THE EXERCISE.
Leave the pictures out, and retype all of the material exactly as written.

DATASET SECTION.
○ ○ ○ ○ ○

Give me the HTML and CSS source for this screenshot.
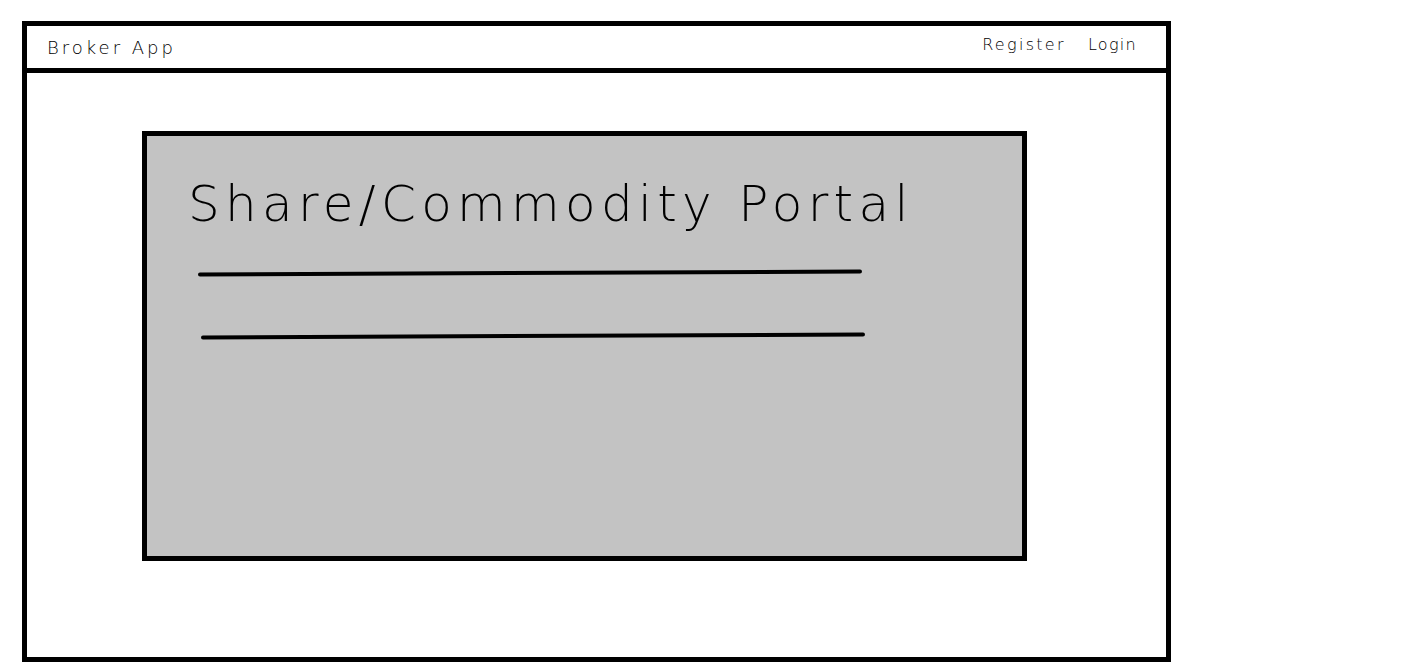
FILE: index.html
```html
<!DOCTYPE html>
<html>
<head>
<meta charset="utf-8">
<link rel="stylesheet" href="styles.css">
</head>
<body>
<div class="frame">
  <header class="topbar">
    <span class="brand">Broker App</span>
    <nav class="links">
      <span class="link link-register">Register</span>
      <span class="link">Login</span>
    </nav>
  </header>
  <main class="content">
    <section class="portal">
      <h1 class="title">Share/Commodity Portal</h1>
      <div class="rule rule-one"></div>
      <div class="rule rule-two"></div>
    </section>
  </main>
</div>
</body>
</html>
```

FILE: styles.css
```css
html, body {
  margin: 0;
  padding: 0;
  background: #ffffff;
}
body {
  font-family: "DejaVu Sans", "Liberation Sans", sans-serif;
  font-weight: 200;
  color: #000;
}
.frame {
  box-sizing: border-box;
  margin: 21px 0 0 22px;
  width: 1149px;
  height: 641px;
  border: 5px solid #000;
  display: flex;
  flex-direction: column;
}
.topbar {
  box-sizing: border-box;
  height: 47px;
  border-bottom: 5px solid #000;
  display: flex;
  justify-content: space-between;
  align-items: flex-start;
  padding: 0 29px 0 20px;
}
.brand {
  font-size: 18px;
  letter-spacing: 3px;
  margin-top: 11px;
}
.links {
  display: flex;
  gap: 22px;
  margin-top: 9px;
}
.link {
  font-size: 16px;
  letter-spacing: 1.3px;
}
.link-register {
  letter-spacing: 2.3px;
}
.content {
  flex: 1;
  padding: 58px 0 0 115px;
}
.portal {
  box-sizing: border-box;
  width: 885px;
  height: 430px;
  border: 5px solid #000;
  background: #c3c3c3;
  padding: 40px 0 0 41px;
}
.title {
  margin: 0;
  font-weight: 200;
  font-size: 50px;
  letter-spacing: 5.3px;
  line-height: 56px;
}
.rule {
  height: 4px;
  width: 664px;
  background: #000;
  border-radius: 2px;
  transform: rotate(-0.26deg);
}
.rule-one {
  margin: 39px 0 0 10px;
}
.rule-two {
  margin: 59px 0 0 13px;
}
```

○ ○ ○ ○ ○

PROBLEM SOLUTION.
Give me the HTML and CSS source for this screenshot.
FILE: index.html
```html
<!DOCTYPE html>
<html>
<head>
<meta charset="utf-8">
<link rel="stylesheet" href="styles.css">
</head>
<body>
<div class="frame">
  <header class="topbar">
    <span class="brand">Broker App</span>
    <nav class="links">
      <span class="link link-register">Register</span>
      <span class="link">Login</span>
    </nav>
  </header>
  <main class="content">
    <section class="portal">
      <h1 class="title">Share/Commodity Portal</h1>
      <div class="rule rule-one"></div>
      <div class="rule rule-two"></div>
    </section>
  </main>
</div>
</body>
</html>
```

FILE: styles.css
```css
html, body {
  margin: 0;
  padding: 0;
  background: #ffffff;
}
body {
  font-family: "DejaVu Sans", "Liberation Sans", sans-serif;
  font-weight: 200;
  color: #000;
}
.frame {
  box-sizing: border-box;
  margin: 21px 0 0 22px;
  width: 1149px;
  height: 641px;
  border: 5px solid #000;
  display: flex;
  flex-direction: column;
}
.topbar {
  box-sizing: border-box;
  height: 47px;
  border-bottom: 5px solid #000;
  display: flex;
  justify-content: space-between;
  align-items: flex-start;
  padding: 0 29px 0 20px;
}
.brand {
  font-size: 18px;
  letter-spacing: 3px;
  margin-top: 11px;
}
.links {
  display: flex;
  gap: 22px;
  margin-top: 9px;
}
.link {
  font-size: 16px;
  letter-spacing: 1.3px;
}
.link-register {
  letter-spacing: 2.3px;
}
.content {
  flex: 1;
  padding: 58px 0 0 115px;
}
.portal {
  box-sizing: border-box;
  width: 885px;
  height: 430px;
  border: 5px solid #000;
  background: #c3c3c3;
  padding: 40px 0 0 41px;
}
.title {
  margin: 0;
  font-weight: 200;
  font-size: 50px;
  letter-spacing: 5.3px;
  line-height: 56px;
}
.rule {
  height: 4px;
  width: 664px;
  background: #000;
  border-radius: 2px;
  transform: rotate(-0.26deg);
}
.rule-one {
  margin: 39px 0 0 10px;
}
.rule-two {
  margin: 59px 0 0 13px;
}
```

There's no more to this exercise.